Selera lodeh mungkin dalih penting masakan itu masuk dalam buku berjudul Mustikarasa: Resep Masakan Indonesia (1967). Soekarno meminta ke para menteri melakukan kerja besar: mengumpulkan resep-resep masakan di seantero Indonesia. Penerbitan buku dimaksudkan agar dipelajari publik dan dimengerti oleh orang-orang di dunia bahwa Indonesia bergelimang masakan. Lezat! Sekian jenis lodeh ada di buku bersejarah dalam pendokumentasian citarasa Indonesia.
Kita sudah mendapat dua teladan: Kartini dan Soekarno. Lodeh bercerita Indonesia. Lodeh itu kenikmatan dan kesederhanaan. Soekarno sengaja ingin memuliakan masakan-masakan lokal ketimbang selalu memuja masakan-masakan Barat telah mempengaruhi Indonesia selama ratusan tahun, diimbuhi pengaruh Tiongkok, India, Arab, dan lain-lain. Soekarno makan tak menggunakn sendok, memilih muluk dengan jari-jari langsung mengambil nasi dan sayur.
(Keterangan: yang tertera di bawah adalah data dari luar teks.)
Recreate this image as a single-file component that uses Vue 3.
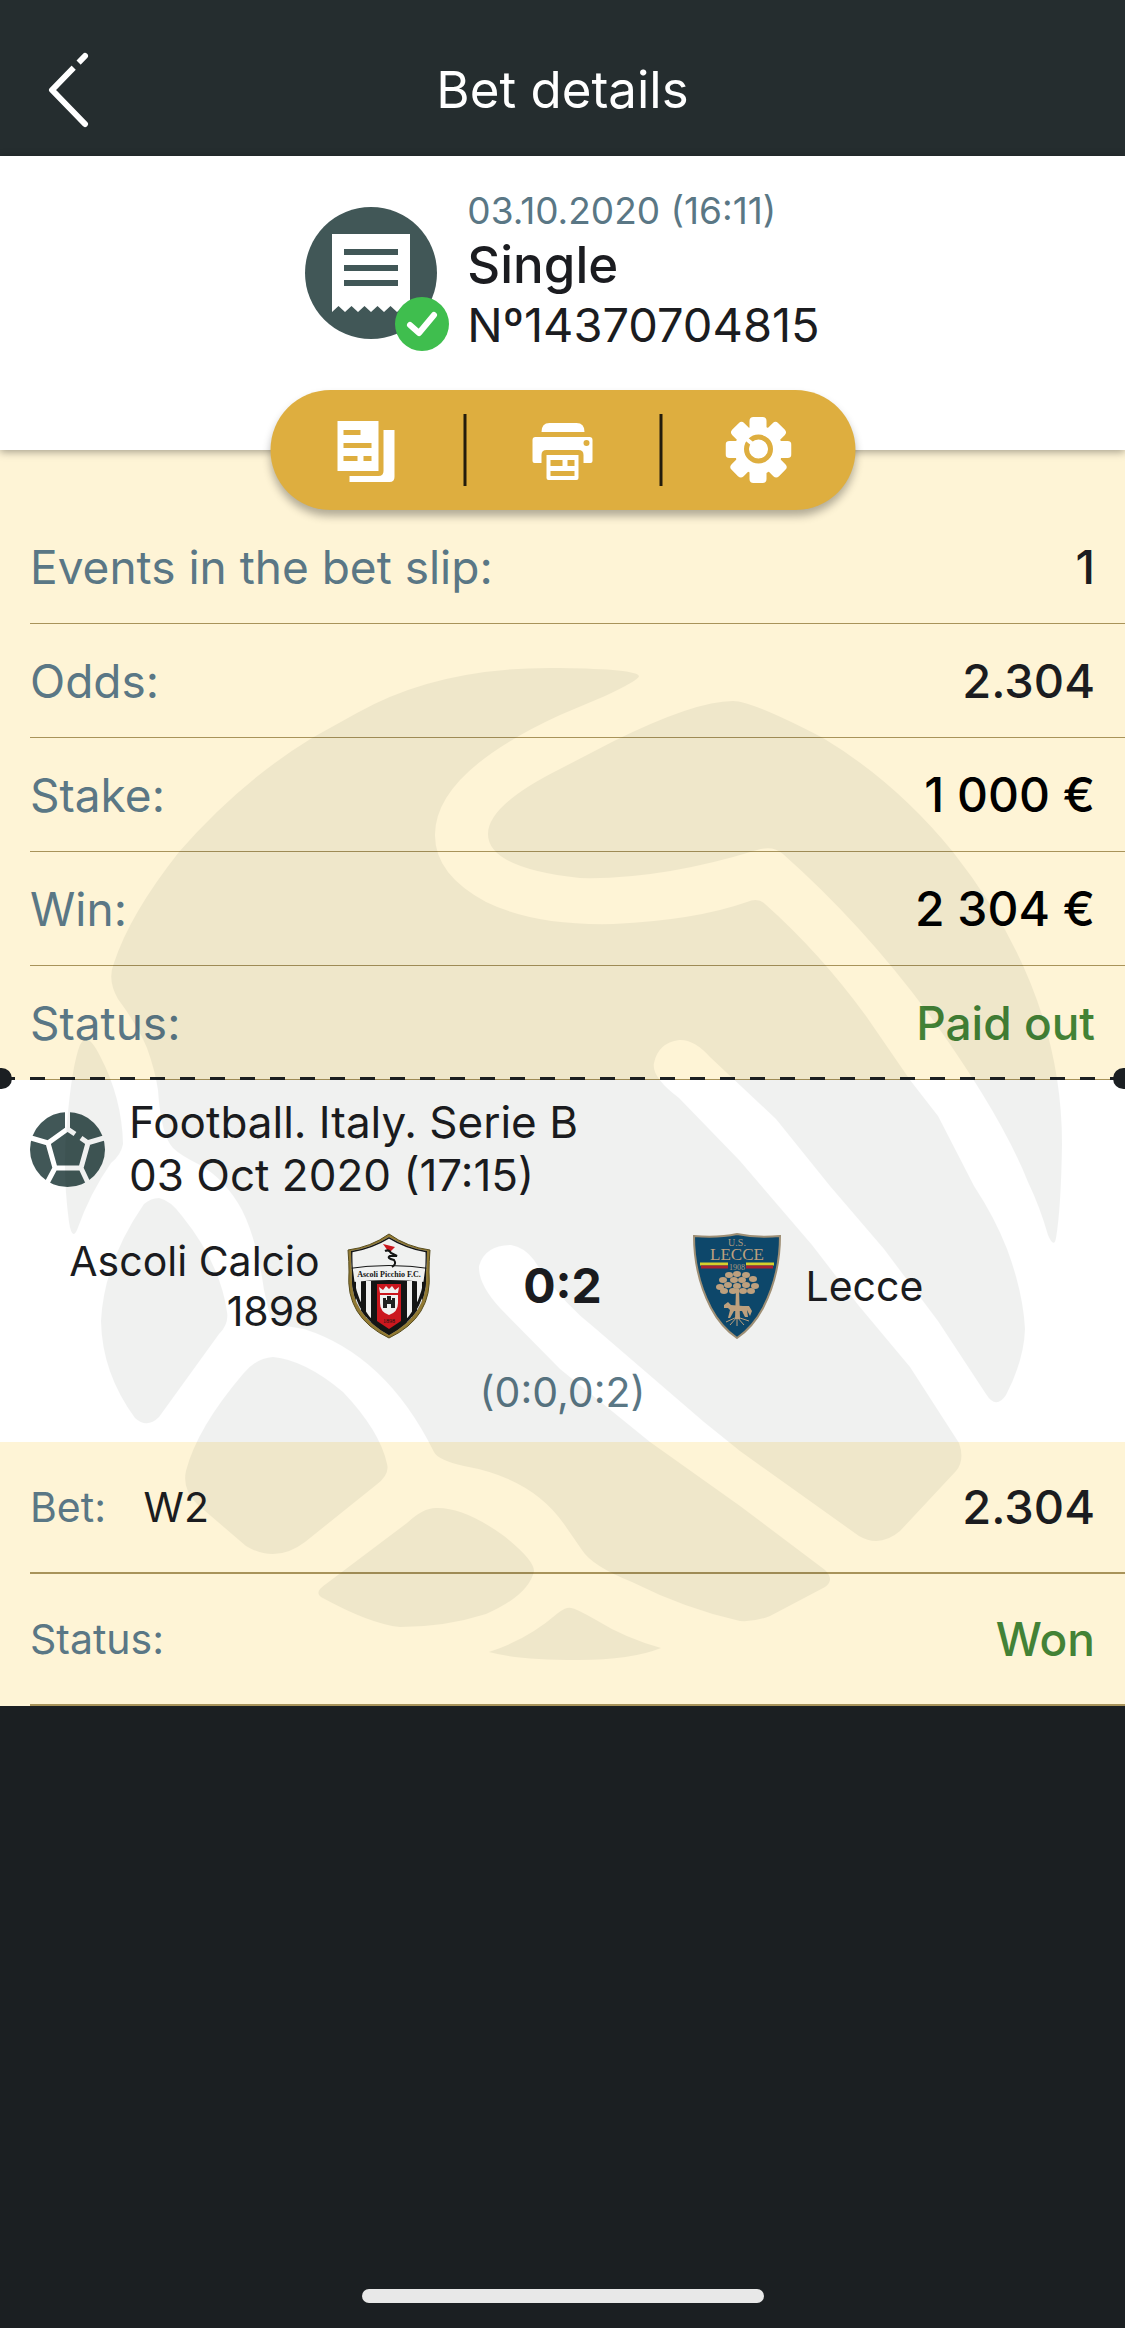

Lodeh pun renungan hidup. Lodeh itu metafora. Di buku berjudul Sayur Lodeh Kehidupan: Teman dalam Kelemahan (1998), Sindhunata menulis: "sayur lodeh dapat kita cicipi untuk bertahan dan menggali semangat dalam krisis". Renungan bisa digunakan saat wabah. Kita makan lodeh bukan berdalih tolak bala tapi keinsafan atas keterbatasan atau kemiskinan. Kita makan lodeh untuk memastikan hidup tetap terselenggara dan bermakna dengan sekian derita. Kita masih ingin memasak setiap hari, makan bersama keluarga dan orang-orang terkasih.
Lodeh di piring mengingatkan kita ada pengharapan-pengharapan hidup dalam keberserahan dan kemauan menggerakkan makna-makna. Kini, kita berhak tetap membuat peringatan Hari Kartini dengan berada di rumah: memasak dan makan lodeh. Pada saat makan, kita mengerti wabah belum rampung tetapi kita tabah dan memastikan bakal ada terang di hari-hari mendatang. Begitu.